Hi all,
I’m excited to announce a new release of DataFramesMeta.jl.
This feature adds one major new feature, which is the ability to use AsTable
on the right-hand-side of transformations. This makes it easy to work with many columns at once programatically. In particular, it allows one to emulate Stata’s rowmean
function.
julia> using DataFramesMeta, Statistics;
julia> df = DataFrame(rand(10, 100), :auto); # A wide data frame
julia> @rselect df :row_mean = mean(AsTable(:))
10×1 DataFrame
Row │ row_mean
│ Float64
─────┼──────────
1 │ 0.495727
2 │ 0.478012
3 │ 0.449286
4 │ 0.457304
5 │ 0.508363
6 │ 0.470989
7 │ 0.49183
8 │ 0.450141
9 │ 0.489021
10 │ 0.484617
Here AsTable
works just the same as AsTable
in DataFrames.jl. Behind the scenes in a transform
call, we pass a NamedTuple
of vectors (or in the row-wise case, a plain old NamedTuple
) to the underlying function.
In the above example, it would appear I the mean of a 100
-element NamedTuple
, which normally carries with it large compilation costs. But thanks to great work by @bkamins and @nalimilan, DataFrames.jl uses a faster path which never materializes the named tuples, see #2869 for more details. Thanks to Julia’s modularity, DataFramesMeta.jl benefits from this excellent work.
In the future, I plan to add a @collect
macro-flag (similar to @passmissing
and @byrow
) to let end-users take advantage of this fast path themselves.
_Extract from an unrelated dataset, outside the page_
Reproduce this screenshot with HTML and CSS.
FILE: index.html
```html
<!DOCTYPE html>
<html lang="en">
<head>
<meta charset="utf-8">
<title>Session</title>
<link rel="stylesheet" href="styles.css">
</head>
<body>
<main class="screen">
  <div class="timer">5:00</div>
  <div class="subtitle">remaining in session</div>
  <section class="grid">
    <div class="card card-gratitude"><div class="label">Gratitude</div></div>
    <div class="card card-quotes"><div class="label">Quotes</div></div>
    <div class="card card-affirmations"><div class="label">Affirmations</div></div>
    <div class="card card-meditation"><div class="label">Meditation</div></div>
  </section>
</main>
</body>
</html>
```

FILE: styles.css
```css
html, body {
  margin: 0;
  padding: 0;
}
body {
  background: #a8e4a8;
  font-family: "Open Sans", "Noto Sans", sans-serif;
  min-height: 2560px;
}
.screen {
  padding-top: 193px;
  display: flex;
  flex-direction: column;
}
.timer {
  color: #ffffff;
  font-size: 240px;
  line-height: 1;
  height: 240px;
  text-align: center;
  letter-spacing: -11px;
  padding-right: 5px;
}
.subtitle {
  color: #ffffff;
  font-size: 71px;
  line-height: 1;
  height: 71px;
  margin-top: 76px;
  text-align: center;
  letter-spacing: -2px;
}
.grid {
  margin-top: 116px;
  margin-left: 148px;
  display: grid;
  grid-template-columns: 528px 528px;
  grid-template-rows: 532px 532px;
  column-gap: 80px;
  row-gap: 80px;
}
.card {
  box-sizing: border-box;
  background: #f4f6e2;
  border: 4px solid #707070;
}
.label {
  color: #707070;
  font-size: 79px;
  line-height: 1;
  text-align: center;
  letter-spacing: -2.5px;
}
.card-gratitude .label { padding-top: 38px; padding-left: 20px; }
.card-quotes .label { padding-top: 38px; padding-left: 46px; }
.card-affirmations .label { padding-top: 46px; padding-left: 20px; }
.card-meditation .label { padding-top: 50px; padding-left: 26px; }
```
There are additional compilation improvements in this release. For example, :y = f(g(:x))
used to expand to an anonymous function, meaning the same transformation twice in separate places would incur a compilation cost each time. Now, howver, :y = f(g(:x))
get’s expanded to :y = (f ∘ g)(:x)
, whose compilation is re-used.
This will make DataFramesMeta.jl feel more snappy with long @chain
s of operations.
Setup:
julia> using DataFrames, DataFramesMeta
julia> df = DataFrame(x = [1, 2]);
julia> function inner(x)
t = (x .- mean(x) .+ std(x)) .^2
t ./ t[1]
end;
julia> function outer(x)
@. (x + 1) * 100 + 60
end;
julia> @select df :y = outer(inner(:x)); # TTFP compilation
Before:
julia> @time @select df :y = outer(inner(:x)); # First try
0.024464 seconds (17.83 k allocations: 1.045 MiB, 97.90% compilation time)
julia> @time @select df :y = outer(inner(:x)); # Second try
0.025492 seconds (17.82 k allocations: 1.041 MiB, 97.88% compilation time)
After:
julia> @select df :y = outer(inner(:x)); # TTFP compilation
julia> @time @select df :y = outer(inner(:x)); # First try
0.000110 seconds (121 allocations: 6.531 KiB)
julia> @time @select df :y = outer(inner(:x)); # Second try
0.000107 seconds (121 allocations: 6.531 KiB)
And of course plenty of docs fixes. Thank you to everyone who helped out!
See the News.md here.
In the next release we will add:
- A
@collect
macro-flag for even faster row-wise operations - Keyword arguments. I’ve been procrastinating finishing up the PR for it. If you want to help, the PR is here. Please let me know if you would like to assist!
I think we are getting closer to a 1.0 release.